Everest on Kubernetes (CSI Driver)¶
Private Preview
The CSI Driver is in private preview. Please contact us to get access. The driver currently provides only read-only access.
The lakeFS CSI (Container Storage Interface) Driver allows Kubernetes Pods to mount and interact with data in a lakeFS repository as if it were a local filesystem.
In this section:
- How it Works - Understanding the CSI driver architecture
- Status and Limitations - Supported platforms and current limitations
- Prerequisites - Requirements for deploying the CSI driver
- Deploy the CSI Driver - Installation instructions using Helm
- Use in Pods - How to mount lakeFS URIs in your Kubernetes workloads
- Troubleshooting - Common issues and debugging steps
How it Works¶
The CSI driver, installed in your cluster, orchestrates mount operations on each Kubernetes node. It does not execute mount commands directly. Instead, it communicates via a Unix socket with a systemd service running on the host. This service is responsible for executing the everest mount and umount commands, making lakeFS URIs available to Pods as persistent volumes.
Status and Limitations¶
- Tested OS: BottleRocket-OS, Amazon Linux 2, RHEL 8.
- Kubernetes: Version
>=1.23.0. - Provisioning: Static provisioning only.
- Access Modes:
ReadOnlyManyis supported. - Security Context: Setting Pod
securityContext(e.g.,runAsUser) is not currently supported.
Prerequisites¶
- lakeFS Enterprise Version
1.25.0or higher. - A Kubernetes cluster (
>=1.23.0) with Helm installed. - Network access from the cluster pods to your lakeFS server.
- Access to the
treeverse/everest-lakefs-csi-driverDocker Hub image.
Deploy the CSI Driver¶
The driver is deployed using a Helm chart.
-
Add the lakeFS Helm repository:
Verify the chart is available and see the latest version: To see all available chart versions, use the-lflag: -
Configure
values.yaml: Create avalues.yamlfile to configure the driver. At a minimum, you must provide credentials for Docker Hub and your lakeFS server. You can view the complete list of configuration options by runninghelm show values lakefs/everest-lakefs-csi-driver --version <version>.values.yamlexample# Docker Hub credentials to pull the CSI driver image imagePullSecret: token: <dockerhub-token> username: <dockerhub-user> # Default lakeFS credentials for Everest to use when mounting volumes lakeFSAccessSecret: keyId: <lakefs-key-id> accessKey: <lakefs-access-key> endpoint: <lakefs-endpoint> node: # Logging verbosity (0-4 is normal, 5 is most verbose) logLevel: 4 # (Advanced) Only set if you have issues with the Everest binary installation on the node. # This path must end with a "/" # everestInstallPath: /opt/everest-mount/bin/ # (Advanced) Additional environment variables for the CSI driver pod # extraEnvVars: # - name: CSI_DRIVER_MOUNT_TIMEOUT # value: "30s" -
Install the chart:
Use in Pods¶
To use the driver, you create a PersistentVolume (PV) and a PersistentVolumeClaim (PVC) to mount a lakeFS URI into your Pod.

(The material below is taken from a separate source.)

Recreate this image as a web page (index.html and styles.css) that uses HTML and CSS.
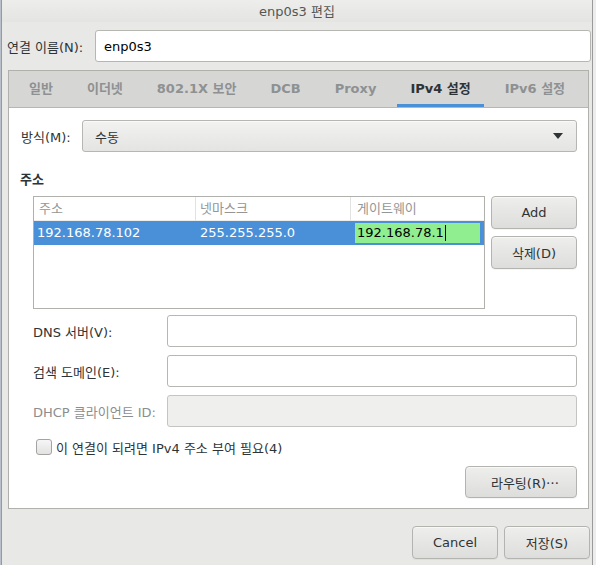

- Static Provisioning: You must set
storageClassName: ""in your PVC. To ensure a PVC is bound to a specific PV, you can use aclaimRefin the PV definition to create a one-to-one mapping. - Mount URI: The
lakeFSMountUriis the only required attribute in the PV spec. - Mount Options: Additional
everest mountflags can be passed viamountOptionsin the PV spec.
Examples
The following examples demonstrate how to mount a lakeFS URI in different Kubernetes scenarios.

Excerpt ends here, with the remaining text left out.